Pour autant que ses qualités soient indéniables, le film souffre à mon avis de nombreux problèmes de rythme. Je n’étais pas familier avec l’œuvre de Kundera avant le visionnement, je ne m’attendais donc qu’à un film sur la sexualité, comme sa réputation l’entend. Rattacher l’expérience des personnages au printemps de Prague est intéressant, mais à mon avis sous-estimé dans l’adaptation. C’est même davantage distrayant qu’autre chose ici. Certes, les personnages vivent avec les répercussions de cette insurrection, mais celle-ci ne joue jamais un assez grand rôle pour qu’on en vienne à vraiment s’intéresser au message politique derrière le tout. L’amalgame d’images d’archives et de scènes reconstituées qui clôt le premier acte est intéressant – et fait en quelque sorte avancer l’histoire de Tereza et Tomas – mais il détourne l’attention de ce qui devrait être à l’avant plan : la psyché des personnages. Il est évident que l’événement occupe une place importante dans le roman, mais ici cela s’est transposé très accessoirement, à mon avis.

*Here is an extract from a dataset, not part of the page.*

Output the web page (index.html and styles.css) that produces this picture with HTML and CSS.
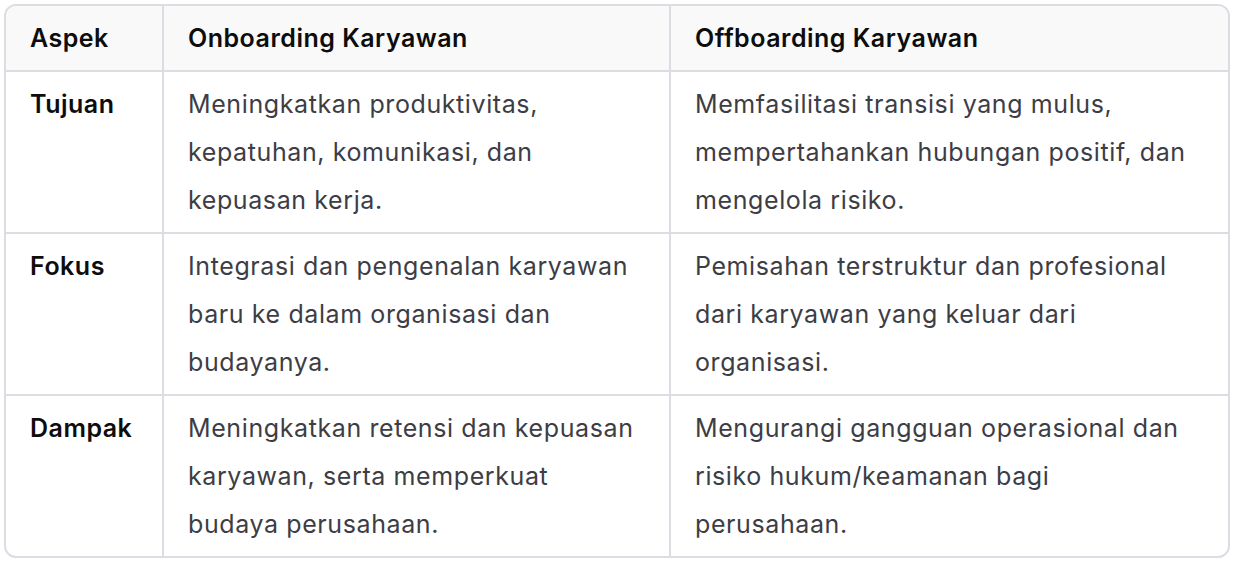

The Unbearable Lightness of Being est l’un de ces drames épiques (il dure près de trois heures, tout de même) qu’on ne fait presque plus aujourd’hui. J’ai toujours apprécié ce genre de films à la Legend of the Fall, Howard’s End ou The Color Purple qui avaient le luxe à l’époque d’attirer les foules malgré leur durée. De nos jours, seuls les films de superhéros peuvent justifier leur longueur, les studios croyant probablement que la durée d’attention du spectateur a diminué avec les années. Un film qui prend le temps de bien développer toutes les nuances de ses personnages a toujours beaucoup de crédit à mon avis, mais j’avoue qu’ici le film traîne en longueurs, surtout lorsque le couple quitte Prague (une seconde fois) pour la campagne. Le tout m’a semblé redondant, et c’est à ce moment que j’ai décroché, le film n’ayant plus rien à m’apprendre à ce stade. Le troisième acte n’est pas nécessairement superflu, mais il contribue à dramatiser davantage un récit déjà bien dramatique. Dans l’ensemble, toutefois, The Unbearable Lightness of Being est un bon film, qu’on s’étonne qui existe tant tout semble jouer contre lui. Un ovni heureusement préservé dans la Collection Criterion.
Fait partie de la Collection Criterion (#55).